Professional networking app

Shapr was a professional networking app, which used an algorithm to suggest professionals with matching interests and similar professional goals. Shapr is headquartered in Paris, France.

Shapr was started in 2015 by Ludovic Huraux, Jonathan Rogez, Cyril Ferey, Vincent Bobin and Thomas Bouttefort. The app's initial launch was funded through a 2015 seed round of $3 million. The team announced an additional raise of $4 million in 2016. In June 2017, Shapr announced a Series A raise of $9.5 million.

==Work==
Shapr uses LinkedIn to build a user profile with basic data including the user's photo and job title. Users then add up to ten interests. From there, Shapr's smart algorithm curates a daily batch of 10-20 profiles of relevant and active users nearby who share similar interests and goals. When users share interests, these are displayed in orange while viewing a user's profile. Users can swipe right or click "Meet" on profiles when they hope to connect.
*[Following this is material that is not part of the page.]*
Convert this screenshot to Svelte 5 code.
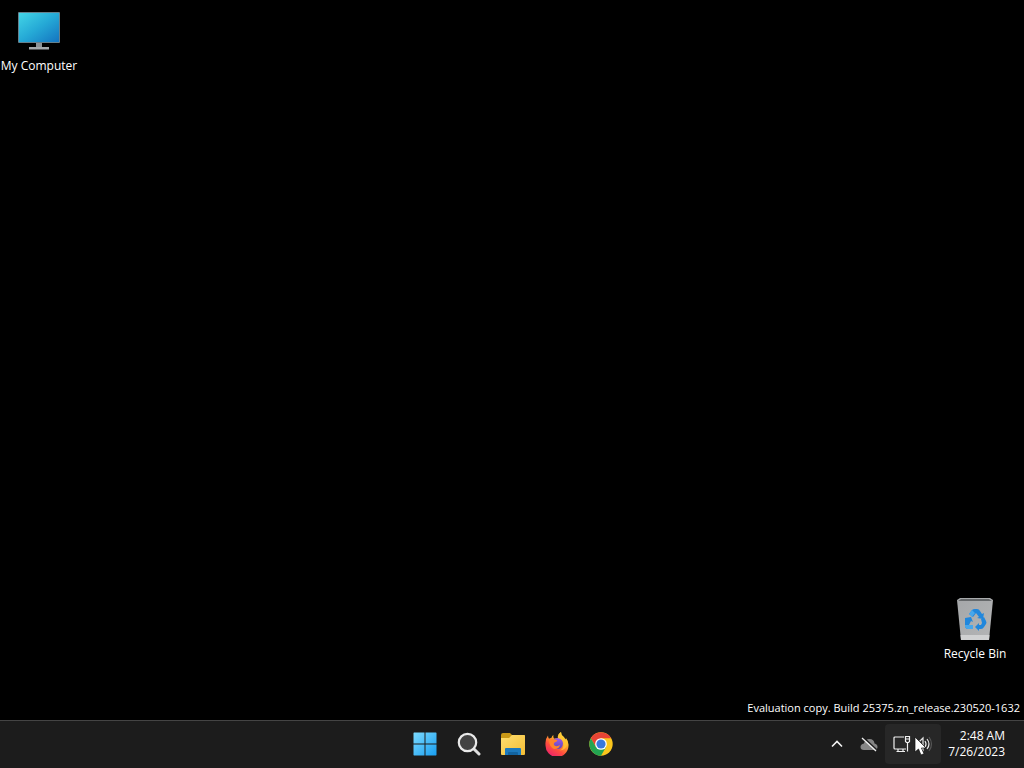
<script lang="ts">
  const time = '2:48 AM';
  const date = '7/26/2023';
  const build = 'Evaluation copy. Build 25375.zn_release.230520-1632';
</script>

<div class="screen">
  <main class="desktop">
    <button class="shortcut">
      <svg width="44" height="44" viewBox="0 0 44 44" aria-hidden="true">
        <defs>
          <linearGradient id="monitor" x1="0" y1="0" x2="1" y2="1">
            <stop offset="0" stop-color="#43d5e6" />
            <stop offset=".5" stop-color="#25a9d6" />
            <stop offset="1" stop-color="#1474c0" />
          </linearGradient>
        </defs>
        <rect x="1" y="4" width="42" height="31" rx="1" fill="#66808c" />
        <rect x="2" y="5" width="40" height="29" fill="url(#monitor)" />
        <path d="M19 35h6v4h-6z" fill="#8b9296" />
        <path d="M12 39h20v2.500H12z" fill="#a4a9ac" />
      </svg>
      <span>My Computer</span>
    </button>

    <div class="corner">
      <button class="shortcut bin">
        <svg width="44" height="44" viewBox="0 0 44 44" aria-hidden="true">
          <defs>
            <linearGradient id="bin" x1="0" y1="0" x2="1" y2="1">
              <stop offset="0" stop-color="#a5a7a9" />
              <stop offset="1" stop-color="#b4b5b6" />
            </linearGradient>
          </defs>
          <path d="M4 3l3-2h30l3 2-4 40H8z" fill="url(#bin)" />
          <path d="M5 4l3-2h28l3 2z" fill="#65686a" />
          <path d="M7.500 38h29l-.500 5H8z" fill="#d0d1d2" />
          <g fill="#2187dc">
            <path d="M16 17l3-4q1-1 3-1h2q2 0 3 2l2 3 2-1-1 6-6-1 2-1-3-4-3 4z" />
            <path d="M12 21l6-1 2 5-2-1-2 4h4v4h-5q-2 0-3-2v-7z" />
            <path d="M28 22l3-2 2 4q1 2 0 3l-2 3q-1 2-3 2h-2v2l-4-4 4-4v2h2l1-2z" />
          </g>
          <path d="M16 17l3-4 3 3-3 4zM12 28h8v4h-5q-2 0-3-2z" fill="#48a7eb" />
        </svg>
        <span>Recycle Bin</span>
      </button>
      <p class="build">{build}</p>
    </div>
  </main>

  <footer class="taskbar">
    <nav class="apps" aria-label="Taskbar">
      <button aria-label="Start">
        <svg width="24" height="24" viewBox="0 0 24 24">
          <defs>
            <linearGradient id="start" x1="0" y1="0" x2="24" y2="24" gradientUnits="userSpaceOnUse">
              <stop offset="0" stop-color="#7fdcff" />
              <stop offset="1" stop-color="#159cf0" />
            </linearGradient>
          </defs>
          <path
            d="M1 .5h10.500V11.500H.5V1zM12.500.5H23l.5.5v10.500h-11zM.5 12.500h11v11H1l-.5-.5zM12.500 12.500h11V23l-.5.5H12.500z"
            fill="url(#start)"
          />
        </svg>
      </button>
      <button aria-label="Search">
        <svg width="24" height="24" viewBox="0 0 24 24">
          <path d="M17 17l5 5" stroke="#dedede" stroke-width="3" stroke-linecap="round" />
          <circle cx="10.500" cy="10.500" r="8.700" fill="#424242" stroke="#e9e9e9" stroke-width="2.200" />
        </svg>
      </button>
      <button aria-label="File Explorer">
        <svg width="26" height="24" viewBox="0 0 26 24">
          <defs>
            <linearGradient id="folder" x1="0" y1="0" x2="1" y2="1">
              <stop offset="0" stop-color="#ffdf70" />
              <stop offset="1" stop-color="#f3bd35" />
            </linearGradient>
          </defs>
          <path d="M1 3q0-2 2-2h7l2 2h12q1 0 1 1v9H1z" fill="#c99816" />
          <path d="M1 6h8l3-3h12q1 0 1 1v18q0 1-1 1H2q-1 0-1-1z" fill="url(#folder)" />
          <path d="M5 23v-6q0-1 1-1h14q1 0 1 1v6z" fill="#1c79bd" />
          <path d="M8 23v-2q0-1 1-1h8q1 0 1 1v2z" fill="#12639f" />
        </svg>
      </button>
      <button aria-label="Firefox">
        <svg width="24" height="24" viewBox="0 0 24 24">
          <defs>
            <linearGradient id="fox" x1=".8" y1="0" x2=".2" y2="1">
              <stop offset="0" stop-color="#fff044" />
              <stop offset=".35" stop-color="#ffac2c" />
              <stop offset=".65" stop-color="#ff4e3e" />
              <stop offset="1" stop-color="#e91d70" />
            </linearGradient>
            <linearGradient id="globe" x1="0" y1="0" x2="0" y2="1">
              <stop offset="0" stop-color="#a05be8" />
              <stop offset="1" stop-color="#5947bd" />
            </linearGradient>
          </defs>
          <path
            d="M3 3.500q0 2 1 3.200l2.500-1q.5-2 2-2.700-.5 2 .5 3.500h4q-1-4 3-6.500 0 3 3 5l1.500 2.500.5-1.500q3 4 2.500 8A11.500 11.500 0 0 1 .5 13Q0 7 3 3.500z"
            fill="url(#fox)"
          />
          <circle cx="12.500" cy="11.500" r="5.500" fill="url(#globe)" />
          <path d="M4 7q3-1 5 .5 2.500 0 3.500 1-1 1.700-3 2-1.500 1.500 0 3 2.500 1.500 5.500-.5-1 4.500-6 4-5-2-5-10z" fill="#ff8428" />
          <path d="M13 6q5 1 5.500 6 .5 5-4 6.500 6 0 8-6.500.5-3-1-5l-.5 1.500Q19.500 6 17 4.500 16 3 16 0q-4 2.500-3 6z" fill="#ffc533" opacity=".8" />
        </svg>
      </button>
      <button aria-label="Chrome">
        <svg width="24" height="24" viewBox="0 0 24 24">
          <circle cx="12" cy="12" r="11.700" fill="#fbc61c" />
          <path d="M1.870 6.150A11.700 11.700 0 0 1 22.130 6.150H12L6.930 14.930z" fill="#e74435" />
          <path d="M1.870 6.150A11.700 11.700 0 0 0 12 23.700l5.070-8.770H6.930z" fill="#23a452" />
          <circle cx="12" cy="12" r="5.850" fill="#fff" />
          <circle cx="12" cy="12" r="4.600" fill="#3878dc" />
        </svg>
      </button>
    </nav>

    <div class="tray">
      <button class="small" aria-label="Show hidden icons">
        <svg width="12" height="8" viewBox="0 0 12 8">
          <path d="M1 6.500l5-5 5 5" fill="none" stroke="#f2f2f2" stroke-width="1.600" />
        </svg>
      </button>
      <button class="small" aria-label="OneDrive">
        <svg width="18" height="16" viewBox="0 0 18 16">
          <path d="M4 14q-3.500 0-3.500-3T4 7.500Q5 3 9.500 3t5 4.500q3 .5 3 3.500t-3 3z" fill="#858585" />
          <path d="M3.500 1.500l13 12" stroke="#1c1c1c" stroke-width="1.500" />
          <path d="M2 2l14 13" stroke="#eee" stroke-width="1.300" />
        </svg>
      </button>
      <button class="status" aria-label="Network and volume">
        <svg width="18" height="18" viewBox="0 0 18 18" fill="none" stroke="#f0f0f0" stroke-width="1.200">
          <path d="M11 2H2q-1 0-1 1v10q0 1 1 1h11M5 14v2.500M10 14v2.500M3.500 16.500h8.500" />
          <path d="M12.500 1.500h4v5l-1 1h-2l-1-1zM13 4h3M14.500 8v8.500" />
        </svg>
        <svg width="18" height="18" viewBox="0 0 18 18" fill="none" stroke="#e6e6e6" stroke-width="1.200">
          <path d="M1 7v4h3l4 4V3L4 7z" />
          <path d="M10 6q2 3 0 6M12 4q4 5 0 10" />
          <path d="M14 2q5 7 0 14" stroke="#555" />
        </svg>
        <svg class="pointer" width="14" height="20" viewBox="0 0 14 20" aria-hidden="true">
          <path d="M1 1v15l3.500-3 2.500 6 3-1.300-2.600-5.700H12z" fill="#fff" stroke="#111" stroke-width=".7" />
        </svg>
      </button>
      <button class="clock">
        <time>{time}</time>
        <time datetime="2023-07-26">{date}</time>
      </button>
    </div>
  </footer>
</div>

<style>
  :global(body) {
    margin: 0;
    background: #000;
  }
  .screen {
    min-height: 100vh;
    display: flex;
    flex-direction: column;
    color: #fff;
    font: 12px/16px 'Open Sans', 'Noto Sans', sans-serif;
  }
  button {
    margin: 0;
    padding: 0;
    border: 0;
    background: none;
    color: inherit;
    font: inherit;
  }
  svg { display: block; }

  .desktop {
    flex: 1;
    display: flex;
    flex-direction: column;
    justify-content: space-between;
    align-items: flex-start;
  }
  .shortcut {
    display: flex;
    flex-direction: column;
    align-items: center;
    gap: 6px;
    width: 78px;
    padding-top: 8px;
    white-space: nowrap;
  }
  .corner {
    align-self: stretch;
    display: flex;
    flex-direction: column;
    align-items: flex-end;
    gap: 38px;
    padding: 0 4px 4px 0;
  }
  .bin {
    gap: 5px;
    margin-right: 6px;
  }
  .build {
    margin: 0;
    font-size: 11px;
  }

  .taskbar {
    display: grid;
    grid-template-columns: 1fr auto 1fr;
    height: 45px;
    padding: 0 0 2px 2px;
    border-top: 1px solid #444;
    background: #1c1c1c;
  }
  .apps {
    grid-column: 2;
    display: flex;
  }
  .apps button {
    display: grid;
    place-items: center;
    width: 44px;
  }
  .tray {
    display: flex;
    align-items: center;
    justify-content: flex-end;
    padding-right: 19px;
  }
  .small {
    display: grid;
    place-items: center;
    width: 32px;
    height: 40px;
  }
  .status {
    position: relative;
    display: flex;
    align-items: center;
    justify-content: center;
    gap: 4px;
    width: 56px;
    height: 40px;
    border-radius: 4px;
    background: #272727;
  }
  .pointer {
    position: absolute;
    left: 29px;
    top: 12px;
  }
  .clock {
    display: flex;
    flex-direction: column;
    align-items: flex-end;
    min-width: 64px;
  }
</style>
Users can then pick a ready-to-go conversation starter to say hello and set up a time to continue the conversation offline.

==Reception==

The Economist's 1843 Magazine called the app "the Shapr of things to come" and says the app is built around the idea that "networks are more effective when built around a handful of worthwhile relationships, not thousands of interactions". The Wall Street Journal says the app "could dispel the fear of rejection that discourages some users from reaching out on LinkedIn." Inc. magazine shared "what is different about Shapr is that it's repositioning networking as a mindset and an essential professional skill to master, rather than a means to an end."

Wired points out that in order for the app to succeed, people need to believe that "connecting with people outside of your normal interest groups is the key to professional success."

== Discontinued ==

The service closed down in 2023, after being acquired by the Lincoln Group.